Literary reviews by Tim Love.
Warning: Rather than reviews, these are often notes in preparation for reviews that were never finished, or pleas for help with understanding pieces. See Litref Reviews - a rationale for details.

Wednesday, 17 January 2007

"Painterly Abstraction in Modernist American Poetry" by Charles Altieri

Quite a few US poets of the later 20th century were interested in contemporary art (some of the New York school wrote Art Criticism). What are the similarities between their poetry and the art? Altieri says that "Pound and Stevens ... became for poetry what Picasso and Mondrian were to painting" (p.10) and that "What poets learn from visual artists is usually not what those artists see in one another's work" (p.9). So what do they see? On p.38 he identifies 6 recurrent traits in abstract art

  • foregrounding of the structuring activity of the artist - "in Mondrian and, to a considerable degree, in Stevens' late work, there is simply no dramatic energy except for the constructive energies composing the surface" (p.38)
  • compensating for "lack of dramatic intensity or ideological resonance" by use of "direct, self-reflexive energy and conceptual scope" (p.38)
  • self-sustaining artistic legitimacy without relying on mimetic principles or "received cultural mythology" (p.38)
  • making the work "difficult to correlate with the assumptions about personality and the predicates used to make social judgements fundamental to representational art in Western society" (p.39)
  • "The art is not offered as an interpretation of experience, but as a pure state" (p.39)
  • "the sense that the need to respond to modern cultural conditions required a different, more ambitious, and more problematic concept of the artist's purposes than had been the case even for the Romantics" (p.40)

Can the non-representational be expressive? If so, can it ever be expressive enough to replace mimetic art? Such "questions once posed by Romanticism can now be pursued again without the risk of embarrassment and self-disgust" (p.41)

I skimmed some sections I didn't understand, and couldn't appreciate the supplied explanations of work by Malevich, Stein and WC Williams, but still found much of use. He doesn't try to supply historical evidence of influence between artists and poets. Such influence needn't be deep, and certainly needn't be coherent. It can merely be a trigger, a realisation that something is "allowed". An appreciation in principle of a type of art doesn't imply liking that art (Valery for example, liked nothing more experimental than Degas, but wrote about younger artists. Proust's tastes were rather conservative, as were Yeats'). Lineages of influence covered involve Kant, Wordsworth, Keats, Manet , Flaubert, Baudelaire (who liked Delacroix), Mallarmé ("deduce all poetry from the very principle of language"), Valéry ("Utility dismisses reality; the meaning of objects dismisses their form"), Cezanne, Mondrian, Duchamp, Eliot, Picasso, Stein, Pound (who backed Whistler), Yeats, Moore, and CW Williams.
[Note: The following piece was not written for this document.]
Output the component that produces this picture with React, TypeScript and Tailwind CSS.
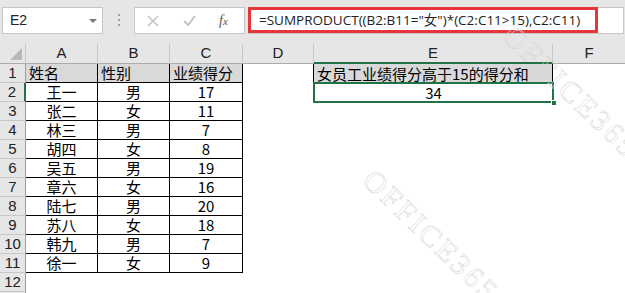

Romanticism loosened the primacy of mimetic art both by its emphasis on the artist's vision, and on the striving for Unity with Nature. "Interpreting Modernist abstraction ties one to an essentially Romantic project of cultural cure, but also requires the continual jettisoning of Romantic metaphors and Romantic visions of how the individual psyche finds itself empowered to proclaim its freedom from the socially dominant disciplines of inquiry" (p.57).

"Impressionism marked the climax of a movement that started in the 13th century. the greatest revolution in art since Graeco-Roman impressionism became Byzantine formalism" (p. 46). Like Romanticism, it sparked off seemingly contradictory responses. Renoir thought that "What seems most significant to me about our movement is that we have freed painting from the importance of the subject ... without needing to tell a story". Impressionism as well as having faith in truth-to-perceptions also set off an interest in color. This in turn, via Cezanne (and fortified by an intellectual distrust of appearances) led to Modernism and Abstract Art.

Picasso's collage cubism renewed the focus on the material, tying in with contemporary philosophy where there is "no sharp separation between the material properties of paint or words and their semantic function" (p.55). "By fragmenting not the illusion but the supporting material itself, one could make visible a logic at the very core of perception" (p.206).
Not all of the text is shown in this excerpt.